Legendary investor Jeremy Grantham said, “Remember that history always repeats itself. Every great bubble in history has broken. There are no exceptions.”
President Biden is doing his best to bring that forecast about. President Trump was no fiscal conservative, but Biden is making him look like a piker. Biden’s stimulus package, infrastructure proposal, and proposed budget total about $6 trillion. That is problematic. What follows are broad concepts that may be seemingly unrelated. I don't have space to fully explain each concept, so bear with me.

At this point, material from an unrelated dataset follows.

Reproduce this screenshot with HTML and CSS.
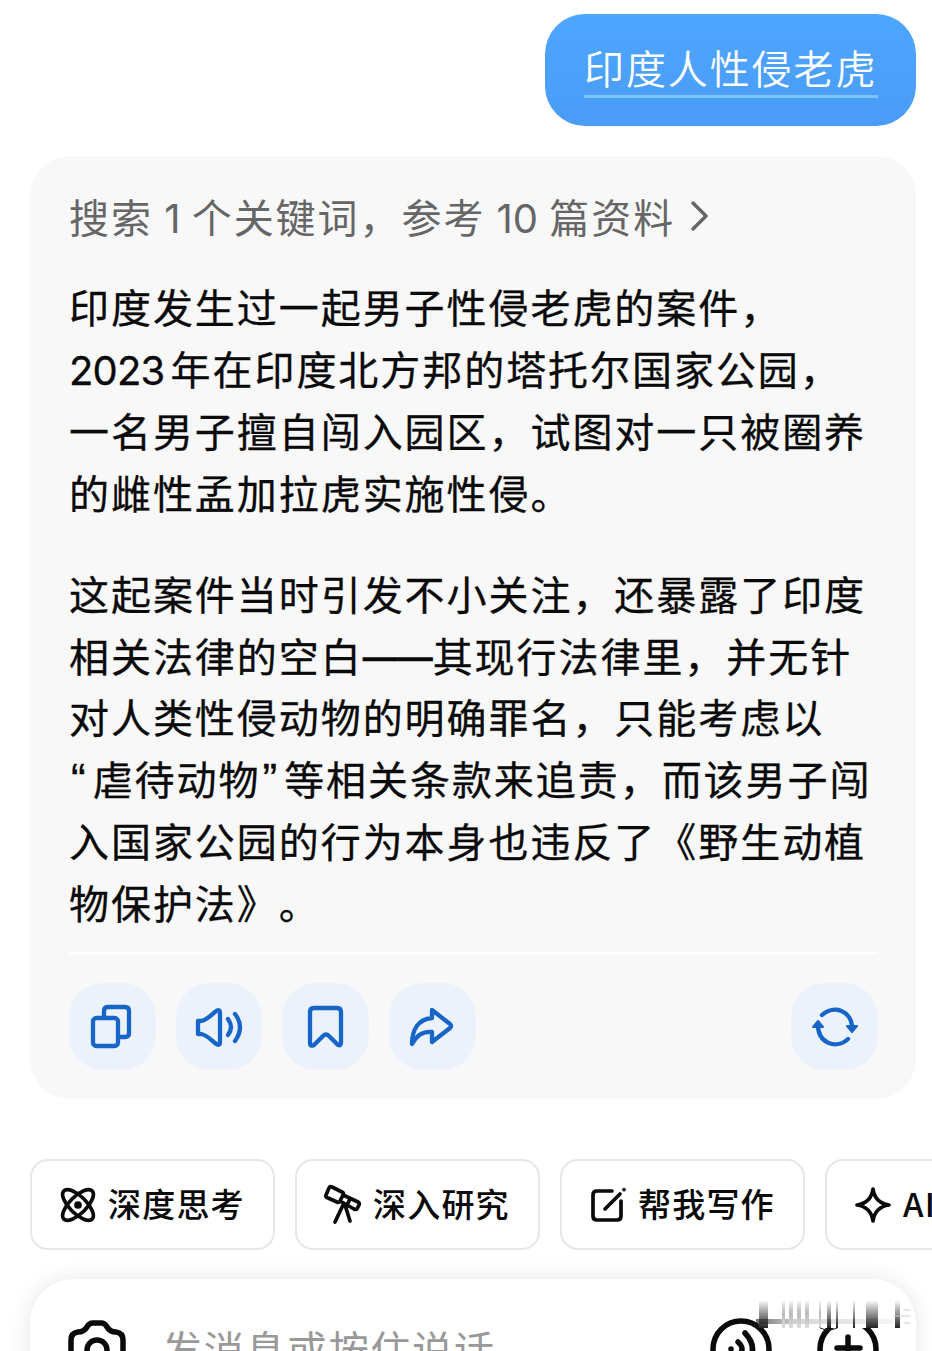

Deficit spending has caused national debt to rise from $5.7 trillion in 2001 to $28 trillion today. This doesn’t consider Biden’s new spending, which will cause debt to rise to about $31 trillion. Government has perverted tax spending to now be “investment.” And infrastructure is now whatever the spenders want it to be. There is a concept of velocity of money, where a dollar spent in one place will cause other dollars to be spent elsewhere, stimulating the economy in a multiplier effect.
That concept works in the private sector with banking being the key starting point. It doesn’t work with government spending.
Harvard economist Robert Barro looked at government spending versus Gross Domestic Product (GDP) after every war since World War I. The multiplier effect resulted in the same multiplier, 0.8. That’s right, for every dollar the federal government forcibly extracts from you and “invests” they lose 20 cents. Yet the myth persists that government spending stimulates the economy, in part responsible for our current national debt.
Any revenue not extracted from taxes comes from U.S. Treasury Bond sales. Foreign investors once were huge buyers of these bonds, but no more. China, Russia, and Japan, the three largest buyer/lenders to us, are reducing bond holdings. No one else is showing up to buy. The rate and yield on these bonds is simply not high enough. That leaves the Federal Reserve as the main buyer/lender, of about $120 billion per month, in order to keep interest rates at present levels. They added almost $4 trillion in bonds to their balance sheet in the previous year.
Bond yields are becoming volatile. The yield is different than the face rate and reflects investor expectation of return. When yields become volatile it is a sign that rates are too low and investors are nervous about economic stability.
Interest rates have a huge effect on economic growth. Of greatest concern is their effect on the stock market. Most of the larger, and many small, investors buy on what is called margin accounts. The brokerage lends them money to buy stocks, for which they must maintain an equity, or margin, over their debt amount. If interest rates rise, it becomes more difficult to meet interest payments. That often triggers selling to reduce debt or meet payments. In today’s computer-generated trading systems, a market drop due to increased selling often triggers other sell signals, which causes further declines which in turn triggers more selling. It is a precarious situation where a rapid stock market decline could result.
Biden’s solution is to raise taxes on the rich. History has repeatedly proven this to be the wrong approach. 20 percent of taxpayers pay 95 percent of income tax collected. If you make $60,000 per year you are part of the 20 percent. When taxes increase, tax revenue drops. Harding, Reagan, and Trump proved beyond a doubt that lowering tax rates increases tax revenue. They correctly understood that the velocity of money concept must come from the private sector. I suggest you look up Laffer’s Curve to understand this concept.
Now to the hidden tax, inflation. Interest rates are used by the Fed as a tool to curb inflation. The government insists that inflation is below 2 percent, and the status quo must be maintained. The consumer knows this to be a fallacy. Since January, gasoline has increased 182 percent, crude oil 163 percent, grains about 80 percent, and lumber 265 percent. If that isn’t inflation, I don’t know what is. But the Fed and government keep blinders on, insisting their interest rate, tax, and spending policies are necessary.
Where does all of this lead? Individually, perhaps not significantly. Collectively, it is a sign our economy may be headed for disaster. If Biden keeps spending prolifically and raising taxes he is hastening disaster. Prepare for anything to happen. I don’t know how, what, or when, but be ready. Our house of cards is shaky.